David Duchovny che ora ha 56 anni molto ben portati e che nel frattempo è stato lo scrittore libertino e scanzonato di Californication, racconta: “Con il tempo la serie è migliorata molto. Ci sono differenze importanti fra la prima stagione e la sesta, ed ora è ancora meglio”.

Le è piaciuto tornare nei panni di Mulder?

Certo, sono molto protettivo nei suoi confronti, mi sento come se avessi la patria potestà di Mulder, come se ne fossi il genitore adottivo. E così mi capita che, se in un copione noto qualcosa che lo potrebbe danneggiare, che potrebbe non suonare giusto per lui, corro da Chris e prendo le difese di Mulder. Sono diventato istintivo. Credo di sapere cosa gli fa bene e cosa no. Credo che Gillian provi le stesse sensazioni per Scully, ed è per questo che certe scene insieme a volte possono essere particolari da girare, ma in fondo è divertente.

Come descriverebbe il Mulder di oggi?

Con qualche ruga in più. E’ un uomo solo, disoccupato. Non sta lavorando con l’FBI, non sta lavorando affatto. Non si fa la barba e non si taglia i capelli. Ma le cose presto cambieranno. Di lui mi è sempre piaciuta la sua forza di volontà, la sua voglia di andare avanti, di provare a vincere, di riuscire a provare d’essere dalla parte della ragione. E’ come Don Quixote, e mi piace per questo.

E Scully ora ci crede di più a certi fenomeni paranormali?
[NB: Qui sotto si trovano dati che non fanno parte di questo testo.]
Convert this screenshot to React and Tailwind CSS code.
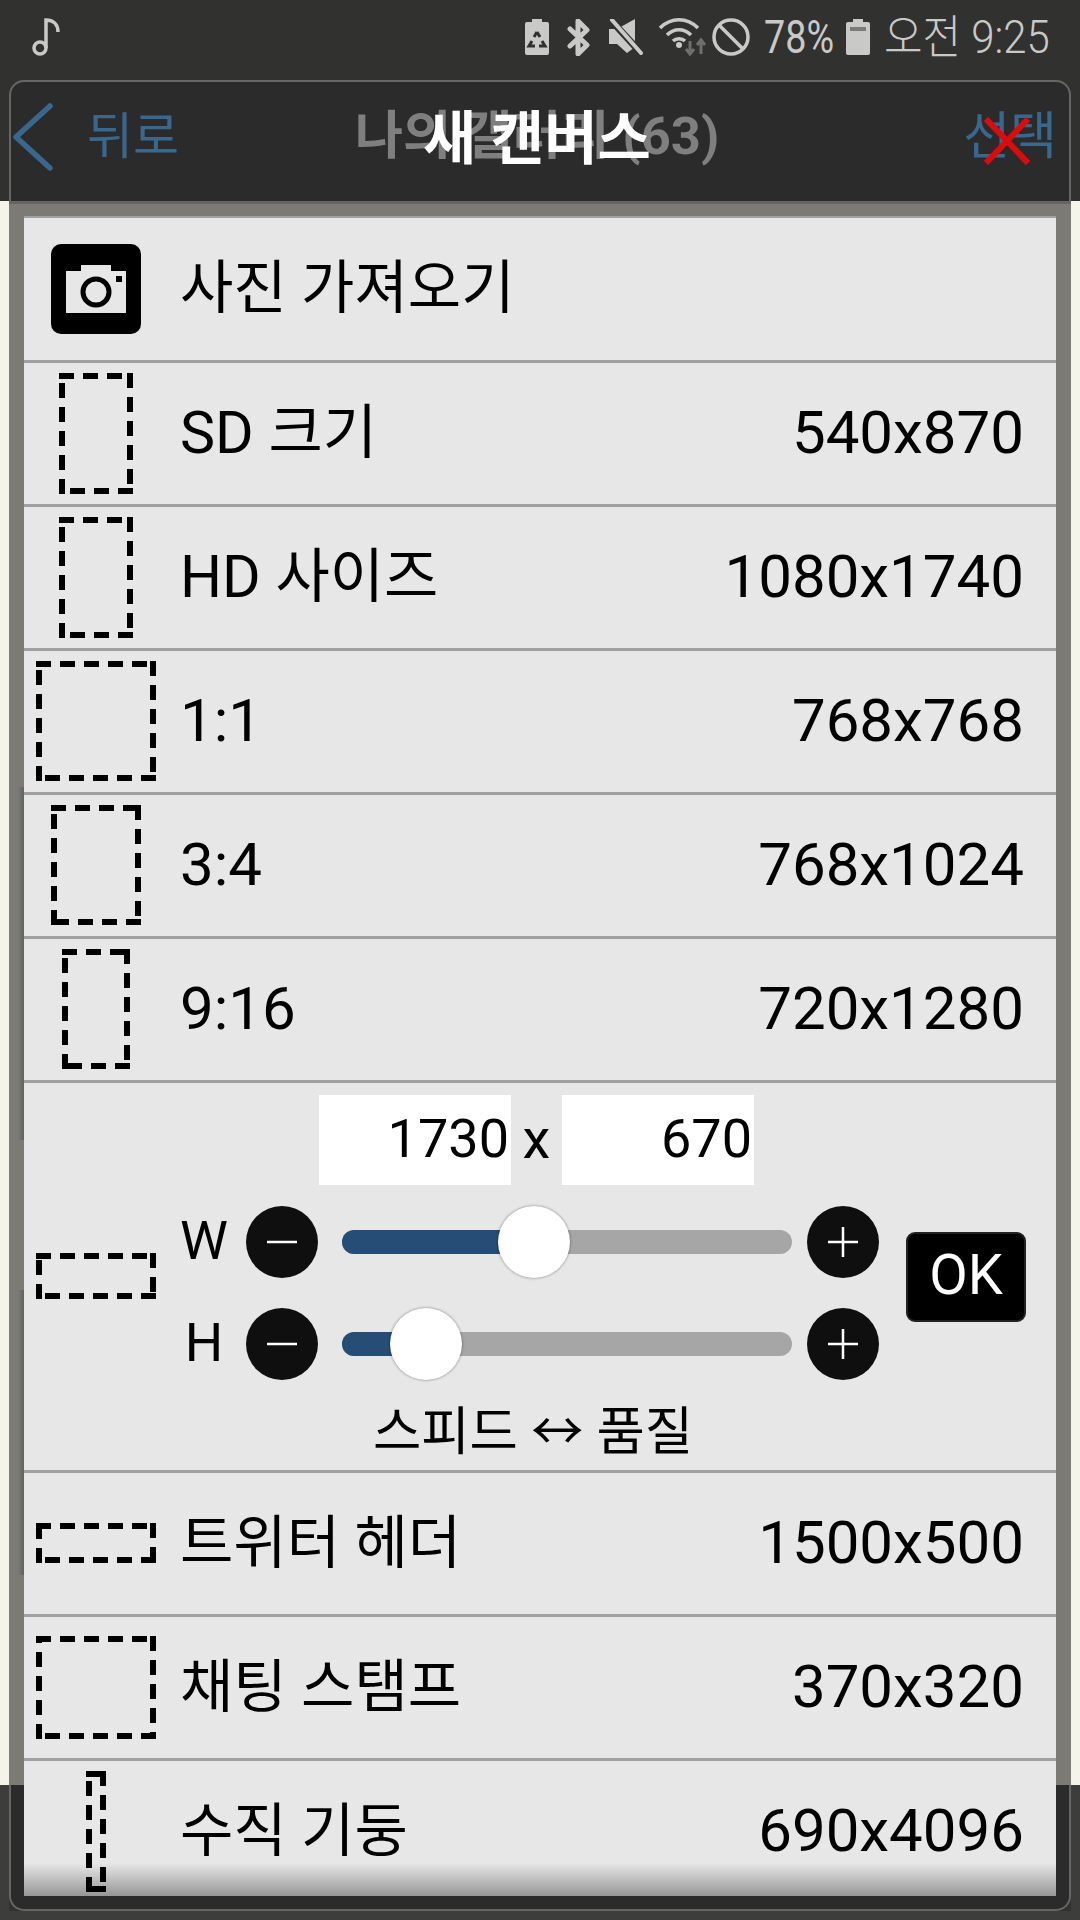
const rows = [
  { label: "SD 크기", size: "540x870", w: 74, h: 121, labelSize: "text-[59px]" },
  { label: "HD 사이즈", size: "1080x1740", w: 74, h: 121, labelSize: "text-[59px]" },
  { label: "1:1", size: "768x768", w: 120, h: 120, labelSize: "text-[60px]" },
  { label: "3:4", size: "768x1024", w: 90, h: 120, labelSize: "text-[60px]" },
  { label: "9:16", size: "720x1280", w: 68, h: 120, labelSize: "text-[60px]" },
];

const lowerRows = [
  { label: "트위터 헤더", size: "1500x500", w: 120, h: 40, labelSize: "text-[58px]" },
  { label: "채팅 스탬프", size: "370x320", w: 120, h: 103, labelSize: "text-[58px]" },
  { label: "수직 기둥", size: "690x4096", w: 20, h: 121, labelSize: "text-[58px]" },
];

// each side restarts its dashes from its own corner
function DashIcon({ w, h }) {
  return (
    <svg
      width={w}
      height={h}
      viewBox={`0 0 ${w} ${h}`}
      fill="none"
      stroke="#000"
      strokeWidth="6"
      strokeDasharray="15 9"
      shapeRendering="crispEdges"
      style={{ marginBottom: h % 2 === 0 ? 1 : 0 }}
    >
      <path d={`M0 3H${w}`} />
      <path d={`M${w - 3} 0V${h}`} />
      <path d={`M${w} ${h - 3}H0`} />
      <path d={`M3 ${h}V0`} />
    </svg>
  );
}

function CameraIcon() {
  return (
    <svg width="90" height="90" viewBox="0 0 90 90">
      <rect width="90" height="90" rx="10" fill="#000" />
      <path d="M15 27H30V21H60V27H75V69H15Z" fill="#e7e7e7" />
      <circle cx="45" cy="48" r="13" fill="none" stroke="#000" strokeWidth="5" />
      <rect x="65" y="32" width="6" height="6" fill="#000" />
    </svg>
  );
}

function SizeRow({ label, size, w, h, labelSize }) {
  return (
    <div className="flex h-[144px] shrink-0 items-center border-b-[3px] border-[#a1a1a1]">
      <div className="flex w-[144px] shrink-0 justify-center">
        <DashIcon w={w} h={h} />
      </div>
      <span className={`ml-[12px] pb-[2px] leading-none text-black ${labelSize}`}>{label}</span>
      <span className="ml-auto pb-[2px] pr-[32px] text-[60px] leading-none text-black">{size}</span>
    </div>
  );
}

function RoundButton({ plus }) {
  return (
    <div className="flex h-[72px] w-[72px] shrink-0 items-center justify-center rounded-full bg-[#0f0f0f]">
      <svg width="32" height="32" viewBox="0 0 32 32">
        <rect x="1" y="14.75" width="30" height="2.5" fill="#fff" />
        {plus && <rect x="14.75" y="1" width="2.5" height="30" fill="#fff" />}
      </svg>
    </div>
  );
}

function SliderRow({ name, value }) {
  return (
    <div className="flex h-[72px] items-center">
      <span className="w-[72px] pb-[2px] text-center text-[54px] leading-none text-black">{name}</span>
      <div className="ml-[6px]">
        <RoundButton />
      </div>
      <div className="relative ml-[24px] h-[24px] w-[450px] rounded-full bg-[#a6a6a6]">
        <div className="h-full rounded-l-full bg-[#264d75]" style={{ width: value }} />
        <div
          className="absolute top-[-24px] h-[72px] w-[72px] -translate-x-1/2 rounded-full bg-white shadow-[0_0_3px_rgba(0,0,0,0.45)]"
          style={{ left: value }}
        />
      </div>
      <div className="ml-[15px]">
        <RoundButton plus />
      </div>
    </div>
  );
}

function CustomRow() {
  return (
    <div className="flex h-[390px] shrink-0 items-center border-b-[3px] border-[#a1a1a1]">
      <div className="flex w-[144px] shrink-0 justify-center">
        <DashIcon w={120} h={46} />
      </div>
      <div className="flex w-[725px] shrink-0 flex-col self-start pt-[12px]">
        <div className="flex items-center pl-[151px]">
          <div className="flex h-[90px] w-[192px] items-center justify-end bg-white pb-[4px] pr-[2px] text-[54px] text-black">
            1730
          </div>
          <span className="w-[51px] pb-[2px] text-center text-[56px] leading-none text-black">x</span>
          <div className="flex h-[90px] w-[192px] items-center justify-end bg-white pb-[4px] pr-[2px] text-[54px] text-black">
            670
          </div>
        </div>
        <div className="mt-[21px] flex flex-col gap-[30px]">
          <SliderRow name="W" value={192} />
          <SliderRow name="H" value={84} />
        </div>
        <div className="mt-[22px] pl-[205px] text-[52.5px] leading-[60px] text-black">
          스피드 ↔ 품질
        </div>
      </div>
      <div className="ml-[13px] flex h-[90px] w-[120px] items-center justify-center rounded-[9px] border-2 border-[#222] bg-black pb-[3px] text-[56px] text-white">
        OK
      </div>
    </div>
  );
}

function StatusIcons() {
  return (
    <div className="flex items-center">
      <svg width="24" height="36" viewBox="0 0 24 36" fill="#c9c9c7">
        <path d="M7 0H17V3H22A2 2 0 0 1 24 5V34A2 2 0 0 1 22 36H2A2 2 0 0 1 0 34V5A2 2 0 0 1 2 3H7Z" />
        <path d="M12 13L9 18M12 13L15 18M7 22L4 27H10M17 22L20 27H14" stroke="#313130" strokeWidth="3" fill="none" />
      </svg>
      <svg className="ml-[18px]" width="24" height="37" viewBox="0 0 24 37" fill="none">
        <path d="M3 10L20 26L11 35V2L20 11L3 27" stroke="#c9c9c7" strokeWidth="5" strokeLinejoin="round" strokeLinecap="round" />
      </svg>
      <svg className="ml-[18px]" width="34" height="36" viewBox="0 0 34 36">
        <path d="M0 10H8L26 0V28L18 34L8 25H0Z" fill="#c9c9c7" />
        <path d="M0 -1L32 34" stroke="#313130" strokeWidth="7" />
        <path d="M3 1L32 34" stroke="#c9c9c7" strokeWidth="4" strokeLinecap="round" />
      </svg>
      <svg className="ml-[16px]" width="48" height="38" viewBox="0 0 48 38" fill="none">
        <path d="M1 10C12 -1 28 -1 39 10" stroke="#c9c9c7" strokeWidth="3.5" />
        <path d="M8 17C15 10 25 10 32 17" stroke="#c9c9c7" strokeWidth="3.5" />
        <path d="M14 23C17 20 23 20 26 23" stroke="#c9c9c7" strokeWidth="3.5" />
        <circle cx="20" cy="27" r="3" fill="#c9c9c7" />
        <path d="M31 23V35M27 31L31 36L35 31" stroke="#6f6f6e" strokeWidth="3" />
        <path d="M42 36V23M38 27L42 22L46 27" stroke="#6f6f6e" strokeWidth="3" />
      </svg>
      <svg className="ml-[5px]" width="38" height="38" viewBox="0 0 38 38" fill="none">
        <circle cx="19" cy="19" r="17" stroke="#c9c9c7" strokeWidth="3.5" />
        <path d="M7 7L31 31" stroke="#c9c9c7" strokeWidth="3.5" />
      </svg>
      <span className="ml-[14px] w-[69px] origin-left scale-x-[0.82] whitespace-nowrap text-[46px] leading-none text-[#c9c9c7]">
        78%
      </span>
      <svg className="ml-[13px]" width="24" height="36" viewBox="0 0 24 36">
        <path d="M7 0H17V3H22A2 2 0 0 1 24 5V34A2 2 0 0 1 22 36H2A2 2 0 0 1 0 34V5A2 2 0 0 1 2 3H7Z" fill="#c9c9c7" />
        <rect x="4" y="8" width="16" height="4" fill="#7a7a78" />
      </svg>
      <span className="ml-[14px] w-[164px] origin-left scale-x-[0.91] whitespace-nowrap text-[46px] font-light leading-none text-[#c9c9c7]">
        오전 9:25
      </span>
    </div>
  );
}

function FrameShadow({ h }) {
  return (
    <div className={`${h} bg-gradient-to-r from-[#7b7a75] from-60% to-[#62625f]`} />
  );
}

function Gutter({ side }) {
  const left = side === "left";
  return (
    <div className="flex w-[24px] shrink-0 flex-col">
      <div className={`flex h-[1584px] shrink-0 ${left ? "flex-row" : "flex-row-reverse"}`}>
        <div className="w-[9px] bg-[#f4f4ea]" />
        <div className="flex w-[15px] flex-col bg-[#7b7a75]">
          <div className="h-[3px] bg-[#666561]" />
          {left && <div className="h-[583px]" />}
          {left && <FrameShadow h="h-[353px]" />}
          {left && <div className="h-[150px]" />}
          {left && <FrameShadow h="h-[285px]" />}
        </div>
      </div>
      <div className={`flex flex-1 ${left ? "flex-row" : "flex-row-reverse"}`}>
        <div className="w-[9px] bg-[#3d3d3c]" />
        <div
          className={
            left
              ? "w-[15px] rounded-bl-[15px] border-l-2 border-b-2 border-[#666664] bg-[#2b2b2b]"
              : "w-[15px] rounded-br-[15px] border-r-2 border-b-2 border-[#666664] bg-[#2b2b2b]"
          }
        />
      </div>
    </div>
  );
}

export default function App() {
  return (
    <div className="flex h-[1920px] w-[1080px] flex-col overflow-hidden bg-[#313130] font-['Roboto','Noto_Sans_CJK_KR',sans-serif]">
      {/* STATUS BAR */}
      <div className="flex h-[80px] shrink-0 items-center justify-between pb-[6px] pl-[32px] pr-[32px]">
        <svg width="28" height="38" viewBox="0 0 28 38" fill="none">
          <circle cx="8" cy="30" r="6" stroke="#c9c9c7" strokeWidth="3.5" />
          <path d="M14 30V2C21 2 26 6 26 14" stroke="#c9c9c7" strokeWidth="3.5" />
        </svg>
        <StatusIcons />
      </div>

      {/* HEADER */}
      <div className="relative mx-[9px] flex h-[121px] shrink-0 items-center justify-between rounded-t-[15px] border-x-2 border-t-2 border-[#666664] bg-[#2b2b2b] pb-[10px]">
        <div className="flex items-center">
          <svg className="ml-[1px]" width="42" height="68" viewBox="0 0 42 68" fill="none">
            <path d="M38 3L4 34L38 65" stroke="#39688f" strokeWidth="5.5" strokeLinecap="round" strokeLinejoin="round" />
          </svg>
          <span className="ml-[33px] text-[50px] leading-none text-[#39688f]">뒤로</span>
        </div>
        <div className="absolute inset-0 flex items-center justify-center pb-[10px] pr-[6px] text-[52.5px] font-bold leading-none text-[#7f7f7f]">
          나의 갤러리 (63)
        </div>
        <div className="absolute inset-0 flex items-center justify-center pb-[6px] pr-[6px] text-[58px] font-bold leading-none text-white">
          새 캔버스
        </div>
        <div className="relative mr-[12px] text-[51px] leading-none text-[#39688f]">
          선택
          <svg className="absolute left-[20px] top-[6px]" width="48" height="48" viewBox="0 0 48 48" fill="none">
            <path d="M3 2L45 46M45 2L3 46" stroke="#dd0b0b" strokeWidth="6" />
          </svg>
        </div>
      </div>

      {/* BODY */}
      <div className="flex h-[1710px] shrink-0">
        <Gutter side="left" />
        <div className="flex w-[1032px] shrink-0 flex-col">
          <div className="h-[3px] shrink-0 bg-[#666561]" />
          <div className="h-[12px] shrink-0 bg-[#7b7a75]" />
          <div className="h-[2px] shrink-0 bg-[#a1a1a1]" />
          <div className="relative flex h-[1678px] shrink-0 flex-col overflow-hidden bg-[#e7e7e7]">
            <div className="flex h-[145px] shrink-0 items-center border-b-[3px] border-[#a1a1a1]">
              <div className="flex w-[144px] shrink-0 justify-center">
                <CameraIcon />
              </div>
              <span className="ml-[12px] pb-[2px] text-[58px] leading-none text-black">사진 가져오기</span>
            </div>
            {rows.map((row) => (
              <SizeRow key={row.label} {...row} />
            ))}
            <CustomRow />
            {lowerRows.map((row) => (
              <SizeRow key={row.label} {...row} />
            ))}
            {/* bottom fade */}
            <div className="absolute inset-x-0 bottom-0 h-[33px] bg-gradient-to-b from-black/0 to-black/35" />
          </div>
          <div className="h-[15px] shrink-0 border-b-2 border-[#666664] bg-[#2b2b2b]" />
        </div>
        <Gutter side="right" />
      </div>
      <div className="flex-1 bg-[#3d3d3c]" />
    </div>
  );
}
Non lo posso dire. Proprio non posso.



E’ consapevole del fatto che per parte del pubblico da 23 anni a questa parte The X-Files è quasi una religione?

Sì, ma cerco di non pensarci, cerco di fare in modo che la pressione non abbia effetto sul mio lavoro.

Come è cambiata la sua vita con la serie?

Non è cambiata se non dal punto di vista professionale e economico. Devo a X-Files l’inizio della mia carriera d’attore. Mi ha dato molte opportunità e molti soldi e mi ha dato la possibilità – e per un attore è davvero molto – di lavorare tutti i giorni, per otto anni. Detto questo, non ha avuto effetto sulla mia vita personale.

Ci sarà un seguito ai sei episodi? Il finale sarà aperto?

Il finale è sempre aperto, a meno che i due protagonisti non muoiano c’è sempre spazio per un ritorno, ma non lo sappiamo ancora. Molto dipenderà dal successo di questi sei episodi.

Lei nel 2002 decise di non partecipare all’ultima stagione di X-Files. Pentito?

No, perché dovrei? Sono assolutamente sereno per quella decisione presa, e ora sono contento di essere tornato.

E’ vero che ha pianto quando ha letto il copione?

Proprio pianto no, ma mi sono emozionato. E’ stata la nostalgia. Ritrovare Mulder e Scully di nuovo, su quelle pagine, mi ha giocato un brutto scherzo. E’ come quando, dopo trent’anni ti capita di rileggere le lettere che hai ricevuto dalla fidanzatina di quell’estate dei tuoi quindici anni.